* **WHAT IS NEEDED**: Give every line of the data again, unchanged, but with no pictures.

* **DATA EXCERPT**:
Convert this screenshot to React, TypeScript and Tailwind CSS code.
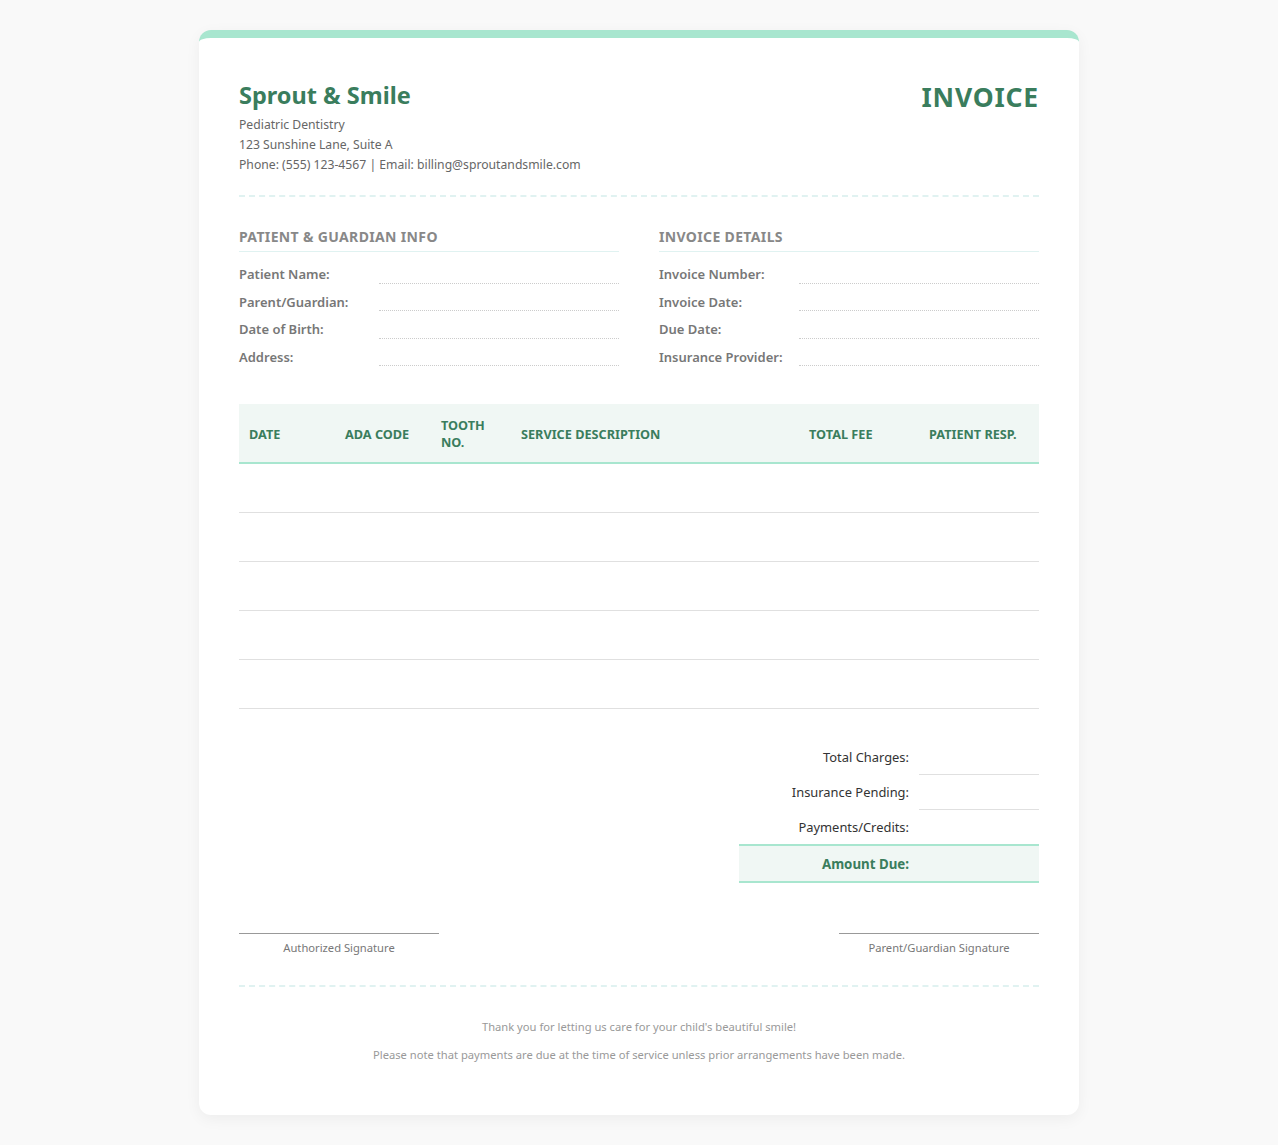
const font = "font-['Noto_Sans',sans-serif]"

const patientFields = ["Patient Name:", "Parent/Guardian:", "Date of Birth:", "Address:"]
const invoiceFields = ["Invoice Number:", "Invoice Date:", "Due Date:", "Insurance Provider:"]

const columns = [
  { label: "DATE", width: "w-[96px]" },
  { label: "ADA CODE", width: "w-[96px]" },
  { label: "TOOTH NO.", width: "w-[80px]" },
  { label: "SERVICE DESCRIPTION", width: "w-[288px]" },
  { label: "TOTAL FEE", width: "w-[120px]" },
  { label: "PATIENT RESP.", width: "w-[120px]" },
]

function FieldGroup({ title, fields }: { title: string; fields: string[] }) {
  return (
    <div className="flex-1">
      <h3 className="mb-[12px] border-b border-[#e0f2f1] pb-[5px] text-[14px] font-bold tracking-[0.35px] leading-[19px] text-[#888888]">
        {title}
      </h3>
      {fields.map((field) => (
        <div key={field} className="mb-[8px] flex h-[19.6px] items-center">
          <span className="w-[140px] pt-[2px] text-[13px] font-semibold text-[#777777]">{field}</span>
          <span className="h-full flex-1 border-b border-dotted border-[#cccccc]" />
        </div>
      ))}
    </div>
  )
}

function TotalRow({ label, border, height, pad }: { label: string; border?: boolean; height: string; pad: string }) {
  return (
    <div className={`flex ${height}`}>
      <div className={`flex-1 pr-[10px] ${pad} text-right text-[12.9px] leading-[19px] text-[#333333]`}>{label}</div>
      <div className={`w-[120px] ${border ? "border-b border-[#e0e0e0]" : ""}`} />
    </div>
  )
}

export default function App() {
  return (
    <div className={`${font} min-h-[1145px] bg-[#f9f9f9] pt-[30px] text-[#555555]`}>
      <div className="mx-auto h-[1085px] w-[880px] rounded-[12px] border-t-[8px] border-[#a8e6cf] bg-white px-[40px] pt-[40px] shadow-[0_4px_15px_rgba(0,0,0,0.05)]">
        <header className="flex justify-between border-b-2 border-dashed border-[#e0f2f1] pb-[20px]">
          <div>
            <h1 className="mb-[3px] pt-[1px] text-[23.5px] font-bold leading-[33px] text-[#3a7d5d]">Sprout &amp; Smile</h1>
            <p className="text-[12.2px] leading-[20px] text-[#666666]">Pediatric Dentistry</p>
            <p className="text-[12.2px] leading-[20px] text-[#666666]">123 Sunshine Lane, Suite A</p>
            <p className="text-[12.2px] leading-[20px] text-[#666666]">Phone: (555) 123-4567 | Email: billing@sproutandsmile.com</p>
          </div>
          <div className="text-[26.5px] font-bold tracking-[0.8px] leading-[38px] text-[#3a7d5d]">INVOICE</div>
        </header>

        <section className="mt-[30px] flex gap-[40px]">
          <FieldGroup title="PATIENT & GUARDIAN INFO" fields={patientFields} />
          <FieldGroup title="INVOICE DETAILS" fields={invoiceFields} />
        </section>

        <table className="mt-[30px] w-[800px] table-fixed border-collapse">
          <thead>
            <tr className="h-[59px] border-b-2 border-[#a8e6cf] bg-[#f0f7f4]">
              {columns.map((col) => (
                <th key={col.label} className={`${col.width} px-[10px] pt-[2px] text-left text-[12.7px] font-bold leading-[17px] text-[#3a7d5d]`}>
                  {col.label}
                </th>
              ))}
            </tr>
          </thead>
          <tbody>
            {[0, 1, 2, 3, 4].map((row) => (
              <tr key={row} className="h-[49px] border-b border-[#e0e0e0]">
                {columns.map((col) => (
                  <td key={col.label} />
                ))}
              </tr>
            ))}
          </tbody>
        </table>

        <div className="ml-auto mt-[30px] w-[300px]">
          <TotalRow label="Total Charges:" border height="h-[36px]" pad="pt-[9px]" />
          <TotalRow label="Insurance Pending:" border height="h-[35px]" pad="pt-[8px]" />
          <TotalRow label="Payments/Credits:" height="h-[34px]" pad="pt-[8px]" />
          <div className="flex border-y-2 border-[#a8e6cf] bg-[#f0f7f4]">
            <div className="flex-1 pb-[7px] pr-[10px] pt-[9px] text-right text-[13.3px] font-bold leading-[19px] text-[#3a7d5d]">Amount Due:</div>
            <div className="w-[120px]" />
          </div>
        </div>

        <div className="mt-[50px] flex justify-between">
          <div className="w-[200px] border-t border-[#999999] pt-[5px] text-center text-[11.2px] leading-[18px] text-[#777777]">Authorized Signature</div>
          <div className="w-[200px] border-t border-[#999999] pt-[5px] text-center text-[11.2px] leading-[18px] text-[#777777]">Parent/Guardian Signature</div>
        </div>

        <footer className="mt-[28px] border-t-2 border-dashed border-[#e0f2f1] pt-[31px] text-center text-[11.2px] leading-[18px] text-[#999999]">
          <p className="mb-[10px]">Thank you for letting us care for your child's beautiful smile!</p>
          <p>Please note that payments are due at the time of service unless prior arrangements have been made.</p>
        </footer>
      </div>
    </div>
  )
}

* **FINAL ANSWER**:
Convert this screenshot to React, TypeScript and Tailwind CSS code.
const font = "font-['Noto_Sans',sans-serif]"

const patientFields = ["Patient Name:", "Parent/Guardian:", "Date of Birth:", "Address:"]
const invoiceFields = ["Invoice Number:", "Invoice Date:", "Due Date:", "Insurance Provider:"]

const columns = [
  { label: "DATE", width: "w-[96px]" },
  { label: "ADA CODE", width: "w-[96px]" },
  { label: "TOOTH NO.", width: "w-[80px]" },
  { label: "SERVICE DESCRIPTION", width: "w-[288px]" },
  { label: "TOTAL FEE", width: "w-[120px]" },
  { label: "PATIENT RESP.", width: "w-[120px]" },
]

function FieldGroup({ title, fields }: { title: string; fields: string[] }) {
  return (
    <div className="flex-1">
      <h3 className="mb-[12px] border-b border-[#e0f2f1] pb-[5px] text-[14px] font-bold tracking-[0.35px] leading-[19px] text-[#888888]">
        {title}
      </h3>
      {fields.map((field) => (
        <div key={field} className="mb-[8px] flex h-[19.6px] items-center">
          <span className="w-[140px] pt-[2px] text-[13px] font-semibold text-[#777777]">{field}</span>
          <span className="h-full flex-1 border-b border-dotted border-[#cccccc]" />
        </div>
      ))}
    </div>
  )
}

function TotalRow({ label, border, height, pad }: { label: string; border?: boolean; height: string; pad: string }) {
  return (
    <div className={`flex ${height}`}>
      <div className={`flex-1 pr-[10px] ${pad} text-right text-[12.9px] leading-[19px] text-[#333333]`}>{label}</div>
      <div className={`w-[120px] ${border ? "border-b border-[#e0e0e0]" : ""}`} />
    </div>
  )
}

export default function App() {
  return (
    <div className={`${font} min-h-[1145px] bg-[#f9f9f9] pt-[30px] text-[#555555]`}>
      <div className="mx-auto h-[1085px] w-[880px] rounded-[12px] border-t-[8px] border-[#a8e6cf] bg-white px-[40px] pt-[40px] shadow-[0_4px_15px_rgba(0,0,0,0.05)]">
        <header className="flex justify-between border-b-2 border-dashed border-[#e0f2f1] pb-[20px]">
          <div>
            <h1 className="mb-[3px] pt-[1px] text-[23.5px] font-bold leading-[33px] text-[#3a7d5d]">Sprout &amp; Smile</h1>
            <p className="text-[12.2px] leading-[20px] text-[#666666]">Pediatric Dentistry</p>
            <p className="text-[12.2px] leading-[20px] text-[#666666]">123 Sunshine Lane, Suite A</p>
            <p className="text-[12.2px] leading-[20px] text-[#666666]">Phone: (555) 123-4567 | Email: billing@sproutandsmile.com</p>
          </div>
          <div className="text-[26.5px] font-bold tracking-[0.8px] leading-[38px] text-[#3a7d5d]">INVOICE</div>
        </header>

        <section className="mt-[30px] flex gap-[40px]">
          <FieldGroup title="PATIENT & GUARDIAN INFO" fields={patientFields} />
          <FieldGroup title="INVOICE DETAILS" fields={invoiceFields} />
        </section>

        <table className="mt-[30px] w-[800px] table-fixed border-collapse">
          <thead>
            <tr className="h-[59px] border-b-2 border-[#a8e6cf] bg-[#f0f7f4]">
              {columns.map((col) => (
                <th key={col.label} className={`${col.width} px-[10px] pt-[2px] text-left text-[12.7px] font-bold leading-[17px] text-[#3a7d5d]`}>
                  {col.label}
                </th>
              ))}
            </tr>
          </thead>
          <tbody>
            {[0, 1, 2, 3, 4].map((row) => (
              <tr key={row} className="h-[49px] border-b border-[#e0e0e0]">
                {columns.map((col) => (
                  <td key={col.label} />
                ))}
              </tr>
            ))}
          </tbody>
        </table>

        <div className="ml-auto mt-[30px] w-[300px]">
          <TotalRow label="Total Charges:" border height="h-[36px]" pad="pt-[9px]" />
          <TotalRow label="Insurance Pending:" border height="h-[35px]" pad="pt-[8px]" />
          <TotalRow label="Payments/Credits:" height="h-[34px]" pad="pt-[8px]" />
          <div className="flex border-y-2 border-[#a8e6cf] bg-[#f0f7f4]">
            <div className="flex-1 pb-[7px] pr-[10px] pt-[9px] text-right text-[13.3px] font-bold leading-[19px] text-[#3a7d5d]">Amount Due:</div>
            <div className="w-[120px]" />
          </div>
        </div>

        <div className="mt-[50px] flex justify-between">
          <div className="w-[200px] border-t border-[#999999] pt-[5px] text-center text-[11.2px] leading-[18px] text-[#777777]">Authorized Signature</div>
          <div className="w-[200px] border-t border-[#999999] pt-[5px] text-center text-[11.2px] leading-[18px] text-[#777777]">Parent/Guardian Signature</div>
        </div>

        <footer className="mt-[28px] border-t-2 border-dashed border-[#e0f2f1] pt-[31px] text-center text-[11.2px] leading-[18px] text-[#999999]">
          <p className="mb-[10px]">Thank you for letting us care for your child's beautiful smile!</p>
          <p>Please note that payments are due at the time of service unless prior arrangements have been made.</p>
        </footer>
      </div>
    </div>
  )
}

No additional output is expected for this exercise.